178    Il en découle ainsi que la décision modifiant la finalité de l’utilisation de la bande de fréquences de 2 GHz que la Commission a refusé d’adopter ne saurait produire, à elle seule, des effets immédiats et concrets sur la situation juridique de la requérante, puisqu’elle ne ferait que déterminer la disponibilité et la finalité de ladite utilisation, et ne concernerait ni les procédures d’assignation et d’octroi d’autorisations, ni la décision de recourir à des procédures de sélection concurrentielles pour l’assignation des fréquences radioélectriques auxquelles la requérante pourrait participer. Par conséquent, il y a lieu de conclure que la condition de l’affectation directe visée par le dernier membre de phrase de l’article 263, quatrième alinéa, TFUE n’est pas remplie.

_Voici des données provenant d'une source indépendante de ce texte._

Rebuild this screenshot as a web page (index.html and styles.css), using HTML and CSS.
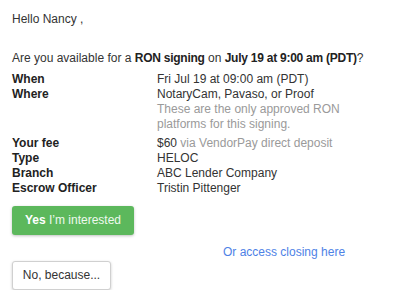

179    Ainsi, dans la mesure où la condition de l’affectation directe n’est pas remplie en l’espèce, il n’est pas nécessaire d’examiner l’éventuelle existence de mesures d’exécution. Il y a dès lors lieu de conclure que la requérante ne dispose pas de la qualité pour agir en vertu de l’article 263, quatrième alinéa, TFUE à l’encontre d’une décision modifiant la finalité de l’utilisation de la bande de fréquences de 2 GHz adoptée sur le fondement de l’article 4, paragraphe 3, de la décision « spectre radioélectrique ».

180    Or, en application de la jurisprudence rappelée au point 72 ci-dessus, un refus d’agir est un acte susceptible de faire l’objet d’un recours en annulation dès lors que l’acte que l’institution refuse de prendre aurait pu être attaqué en vertu de l’article 263 TFUE. Il s’ensuit que le présent recours doit être déclaré irrecevable pour autant que la requérante demande au Tribunal de constater l’existence d’une omission fautive de la part de la Commission d’adopter une telle décision modifiant la finalité de l’utilisation de la bande de fréquences de 2 GHz et que le grief de la requérante doit ainsi être rejeté.

iii) Sur les compétences de la Commission résultant de la directive « autorisation »

181    La requérante invoque le considérant 35 de la directive « autorisation » pour soutenir que la Commission doit prendre toutes les mesures nécessaires afin d’assurer le bon fonctionnement du marché intérieur des MSS.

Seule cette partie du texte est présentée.